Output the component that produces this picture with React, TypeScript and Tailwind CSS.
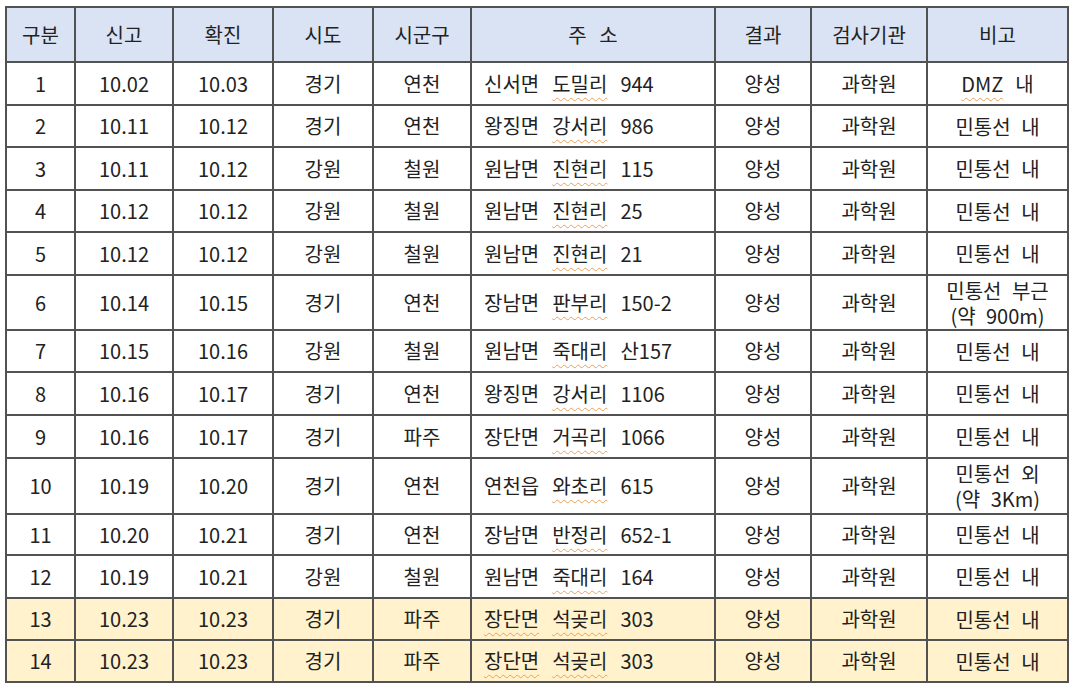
import React from 'react'

type Row = {
  no: string
  report: string
  confirm: string
  sido: string
  sigungu: string
  addr: [string, boolean][]
  note: string[]
  noteMark?: boolean
  hl?: boolean
}

const W = (t: string): [string, boolean] => [t, true]
const P = (t: string): [string, boolean] => [t, false]

const ROWS: Row[] = [
  { no: '1', report: '10.02', confirm: '10.03', sido: '경기', sigungu: '연천', addr: [P('신서면'), W('도밀리'), P('944')], note: ['DMZ 내'], noteMark: true },
  { no: '2', report: '10.11', confirm: '10.12', sido: '경기', sigungu: '연천', addr: [P('왕징면'), W('강서리'), P('986')], note: ['민통선 내'] },
  { no: '3', report: '10.11', confirm: '10.12', sido: '강원', sigungu: '철원', addr: [P('원남면'), W('진현리'), P('115')], note: ['민통선 내'] },
  { no: '4', report: '10.12', confirm: '10.12', sido: '강원', sigungu: '철원', addr: [P('원남면'), W('진현리'), P('25')], note: ['민통선 내'] },
  { no: '5', report: '10.12', confirm: '10.12', sido: '강원', sigungu: '철원', addr: [P('원남면'), W('진현리'), P('21')], note: ['민통선 내'] },
  { no: '6', report: '10.14', confirm: '10.15', sido: '경기', sigungu: '연천', addr: [P('장남면'), W('판부리'), P('150-2')], note: ['민통선 부근', '(약 900m)'] },
  { no: '7', report: '10.15', confirm: '10.16', sido: '강원', sigungu: '철원', addr: [P('원남면'), W('죽대리'), P('산157')], note: ['민통선 내'] },
  { no: '8', report: '10.16', confirm: '10.17', sido: '경기', sigungu: '연천', addr: [P('왕징면'), W('강서리'), P('1106')], note: ['민통선 내'] },
  { no: '9', report: '10.16', confirm: '10.17', sido: '경기', sigungu: '파주', addr: [P('장단면'), W('거곡리'), P('1066')], note: ['민통선 내'] },
  { no: '10', report: '10.19', confirm: '10.20', sido: '경기', sigungu: '연천', addr: [P('연천읍'), W('와초리'), P('615')], note: ['민통선 외', '(약 3Km)'] },
  { no: '11', report: '10.20', confirm: '10.21', sido: '경기', sigungu: '연천', addr: [P('장남면'), W('반정리'), P('652-1')], note: ['민통선 내'] },
  { no: '12', report: '10.19', confirm: '10.21', sido: '강원', sigungu: '철원', addr: [P('원남면'), W('죽대리'), P('164')], note: ['민통선 내'] },
  { no: '13', report: '10.23', confirm: '10.23', sido: '경기', sigungu: '파주', addr: [W('장단면'), W('석곶리'), P('303')], note: ['민통선 내'], hl: true },
  { no: '14', report: '10.23', confirm: '10.23', sido: '경기', sigungu: '파주', addr: [W('장단면'), W('석곶리'), P('303')], note: ['민통선 내'], hl: true },
]

const HEAD = ['구분', '신고', '확진', '시도', '시군구', '주 소', '결과', '검사기관', '비고']

const wavy = 'underline decoration-wavy decoration-[#e9a15a] decoration-1 underline-offset-[5px]'

export default function App() {
  return (
    <div className="min-h-screen bg-white pl-[5px] pt-[6px] text-[#222] text-[20px]" style={{ fontFamily: '"Noto Sans CJK KR", "Noto Sans", sans-serif' }}>
      <div className="grid w-fit gap-[2px] p-[2px] bg-[#525252] grid-cols-[67px_96px_98px_98px_96px_242px_94px_114px_139px] grid-rows-[53px_41px_40px_41px_40px_41px_53px_40px_41px_41px_54px_39px_41px_40px_40px]">
        {HEAD.map(h => (
          <div key={h} className="flex items-center justify-center bg-[#dae3f3] [word-spacing:8px]">{h}</div>
        ))}
        {ROWS.map(r => {
          const bg = r.hl ? 'bg-[#fff2cc]' : 'bg-white'
          const cell = `flex items-center justify-center ${bg}`
          return (
            <React.Fragment key={r.no}>
              <div className={cell}>{r.no}</div>
              <div className={cell}>{r.report}</div>
              <div className={cell}>{r.confirm}</div>
              <div className={cell}>{r.sido}</div>
              <div className={cell}>{r.sigungu}</div>
              <div className={`flex items-center pl-[12px] gap-[13px] ${bg}`}>
                {r.addr.map(([t, mark], i) => (
                  <span key={i} className={mark ? wavy : ''}>{t}</span>
                ))}
              </div>
              <div className={cell}>양성</div>
              <div className={cell}>과학원</div>
              <div className={`flex flex-col items-center justify-center leading-[25px] ${bg}`}>
                {r.note.map((n, i) =>
                  r.noteMark ? (
                    <span key={i} className="flex gap-[12px]"><span className={wavy}>DMZ</span><span>내</span></span>
                  ) : (
                    <span key={i} className="[word-spacing:6px]">{n}</span>
                  )
                )}
              </div>
            </React.Fragment>
          )
        })}
      </div>
    </div>
  )
}
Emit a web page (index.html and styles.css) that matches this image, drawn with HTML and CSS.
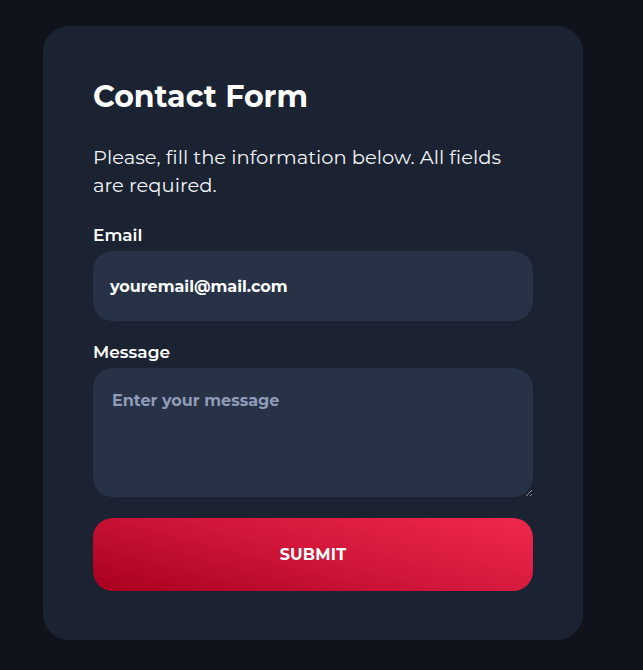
FILE: index.html
```html
<!DOCTYPE html>
<html lang="en">
<head>
    <meta charset="UTF-8">
    <meta name="viewport" content="width=device-width, initial-scale=1.0">
    <title>Contact Form</title>
    <link rel="stylesheet" href="styles.css">
</head>
<body>
    <div class="card">
        <h1>Contact Form</h1>
        <p class="intro">Please, fill the information below. All fields are required.</p>
        <form class="contact-form" onsubmit="return false">
            <label class="field">
                <span class="field-label">Email</span>
                <input type="email" class="input" value="youremail@mail.com">
            </label>
            <label class="field">
                <span class="field-label">Message</span>
                <textarea class="input textarea" placeholder="Enter your message"></textarea>
            </label>
            <button type="submit" class="submit-btn">SUBMIT</button>
        </form>
    </div>
</body>
</html>
```

FILE: styles.css
```css
* {
    box-sizing: border-box;
}

body {
    font-family: 'Montserrat', 'DejaVu Sans', sans-serif;
    background: #10131b;
    margin: 0;
    padding: 26px 0 0 43px;
    min-height: 100vh;
}

.card {
    width: 540px;
    background: #1b2231;
    border-radius: 26px;
    padding: 50px 50px 49px;
    color: #fff;
}

h1 {
    font-size: 30px;
    font-weight: 700;
    margin: 3px 0 0;
    line-height: 36px;
}

.intro {
    font-size: 19.5px;
    line-height: 28px;
    margin: 28px 0 0;
    color: #f2f4f8;
}

.contact-form {
    margin-top: 25px;
    display: flex;
    flex-direction: column;
}

.field {
    display: flex;
    flex-direction: column;
    margin-bottom: 20px;
}

.field + .field {
    margin-bottom: 21px;
}

.field-label {
    font-size: 17px;
    font-weight: 600;
    line-height: 22px;
    margin-bottom: 5px;
}

.input {
    font-family: inherit;
    font-size: 16px;
    font-weight: 700;
    color: #fff;
    background: #273246;
    border: none;
    border-radius: 20px;
    height: 70px;
    padding: 0 17px;
    outline: none;
}

.textarea {
    height: 129px;
    padding: 23px 19px 20px;
    resize: vertical;
}

.textarea::placeholder {
    color: #8f9cb8;
}

.submit-btn {
    font-family: inherit;
    font-size: 16px;
    font-weight: 700;
    letter-spacing: 0.2px;
    color: #fff;
    height: 73px;
    border: none;
    border-radius: 20px;
    background: linear-gradient(15deg, #a8001f 0%, #d0163a 50%, #f0284e 100%);
    cursor: pointer;
}
```
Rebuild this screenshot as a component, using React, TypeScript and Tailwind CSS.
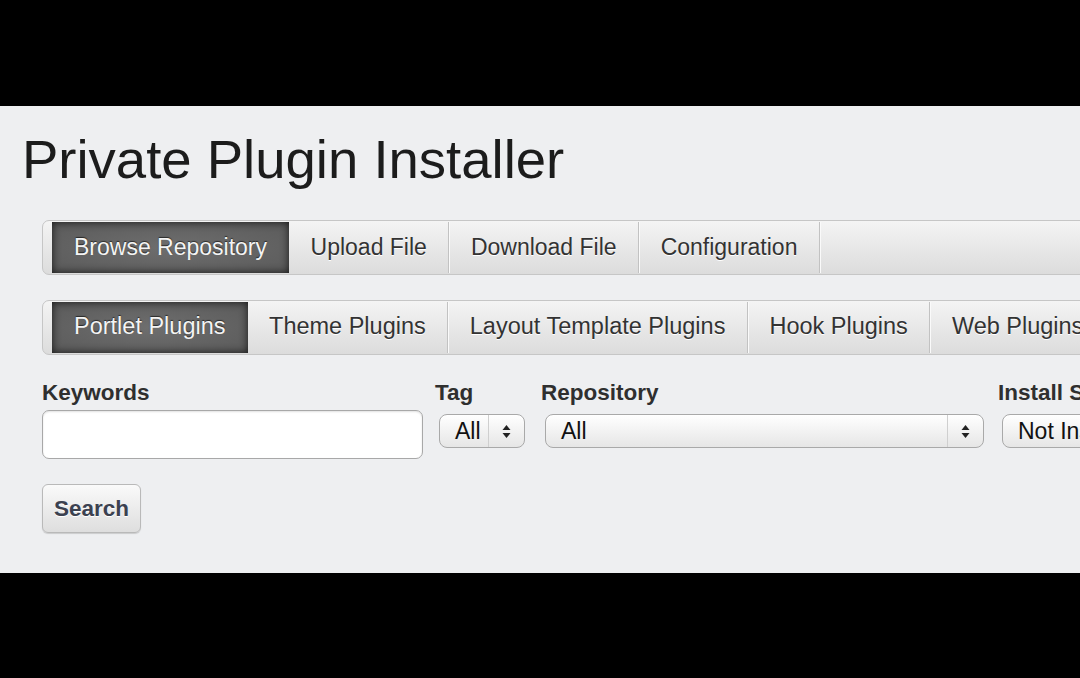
const font = { fontFamily: '"Liberation Sans", Arial, sans-serif' };

type Tab = { label: string; active?: boolean };

const mainTabs: Tab[] = [
  { label: "Browse Repository", active: true },
  { label: "Upload File" },
  { label: "Download File" },
  { label: "Configuration" },
];

const pluginTabs: Tab[] = [
  { label: "Portlet Plugins", active: true },
  { label: "Theme Plugins" },
  { label: "Layout Template Plugins" },
  { label: "Hook Plugins" },
  { label: "Web Plugins" },
];

function TabBar({ tabs, size }: { tabs: Tab[]; size: string }) {
  return (
    <div className="flex h-[55px] w-[1200px] shrink-0 items-stretch rounded-l-[7px] border border-[#c6c6c6] bg-gradient-to-b from-[#f4f4f4] to-[#dcdcdc] py-px pl-[9px]">
      {tabs.map((t) =>
        t.active ? (
          <div
            key={t.label}
            className={`${size} flex shrink-0 items-center whitespace-nowrap bg-[radial-gradient(ellipse_at_center,#6e6e6e,#5a5a5a)] px-[22px] text-[#f4f4f4] shadow-[inset_0_0_9px_rgba(0,0,0,0.75)] [text-shadow:0_-1px_1px_rgba(0,0,0,0.6)]`}
          >
            {t.label}
          </div>
        ) : (
          <div
            key={t.label}
            className={`${size} flex shrink-0 items-center whitespace-nowrap border-r border-r-[#c2c2c2] px-[21.5px] text-[#333] shadow-[1px_0_0_#fafafa] [text-shadow:0_1px_0_#fff]`}
          >
            {t.label}
          </div>
        )
      )}
    </div>
  );
}

function Arrows() {
  return (
    <svg width="9" height="15" viewBox="0 0 9 15" className="text-[#222]">
      <path d="M4.5 1 L8.5 6 L0.5 6 Z" fill="currentColor" />
      <path d="M4.5 14 L8.5 9 L0.5 9 Z" fill="currentColor" />
    </svg>
  );
}

function Select({ value, width }: { value: string; width: string }) {
  return (
    <div
      className={`${width} mx-1 mt-1 flex h-[34px] shrink-0 items-center overflow-hidden rounded-[8px] border border-[#a9a9a9] bg-gradient-to-b from-[#ffffff] to-[#e6e6e6] shadow-[inset_0_1px_0_#fff]`}
    >
      <div className="flex-1 whitespace-nowrap pl-[15px] text-[23px] leading-[32px] text-[#111]">
        {value}
      </div>
      <div className="flex h-full w-[36px] shrink-0 items-center justify-center border-l border-l-[#cfcfcf]">
        <Arrows />
      </div>
    </div>
  );
}

export default function App() {
  return (
    <div className="h-[678px] w-[1080px] overflow-hidden bg-black" style={font}>
      <div className="mt-[106px] h-[467px] overflow-hidden bg-[#eeeff1] pt-[27px]">
        <h1 className="whitespace-nowrap pl-[22px] text-[54.5px] leading-none text-[#1c1c1c]">
          Private Plugin Installer
        </h1>

        <div className="ml-[42px] mt-[32px]">
          <TabBar tabs={mainTabs} size="text-[23px]" />
        </div>
        <div className="ml-[42px] mt-[25px]">
          <TabBar tabs={pluginTabs} size="text-[23.5px]" />
        </div>

        <div className="ml-[42px] mt-[27px] flex w-[1200px] flex-nowrap items-start gap-[12px]">
          <div className="flex w-[381px] shrink-0 flex-col gap-[6px]">
            <label className="text-[22.5px] font-bold leading-none text-[#2f2f2f]">Keywords</label>
            <div className="h-[49px] rounded-[7px] border border-[#a8a8a8] bg-white shadow-[inset_0_1px_2px_rgba(0,0,0,0.12)]" />
          </div>
          <div className="flex shrink-0 flex-col gap-[6px]">
            <label className="text-[22.5px] font-bold leading-none text-[#2f2f2f]">Tag</label>
            <Select value="All" width="w-[86px]" />
          </div>
          <div className="flex shrink-0 flex-col gap-[6px]">
            <label className="text-[22.5px] font-bold leading-none text-[#2f2f2f]">Repository</label>
            <Select value="All" width="w-[439px]" />
          </div>
          <div className="-ml-[2px] flex shrink-0 flex-col gap-[6px]">
            <label className="whitespace-nowrap text-[22.5px] font-bold leading-none text-[#2f2f2f]">Install Status</label>
            <Select value="Not Installed" width="w-[200px]" />
          </div>
        </div>

        <div className="ml-[42px] mt-[25px]">
          <button className="h-[49px] w-[99px] rounded-[6px] border border-[#b9b9b9] bg-gradient-to-b from-[#fafafa] to-[#dedede] text-[22.5px] font-bold text-[#3b4150] shadow-[0_1px_1px_rgba(0,0,0,0.15)] [text-shadow:0_1px_0_#fff]">
            Search
          </button>
        </div>
      </div>
    </div>
  );
}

◆ REQUEST:
Every line from the start of the listing above through the line with "const P = (t: string): [string, boolean]" should be repeated exactly; skip the pictures and add nothing else.

◆ ANSWER FOR THIS EXERCISE:
Output the component that produces this picture with React, TypeScript and Tailwind CSS.
import React from 'react'

type Row = {
  no: string
  report: string
  confirm: string
  sido: string
  sigungu: string
  addr: [string, boolean][]
  note: string[]
  noteMark?: boolean
  hl?: boolean
}

const W = (t: string): [string, boolean] => [t, true]
const P = (t: string): [string, boolean] => [t, false]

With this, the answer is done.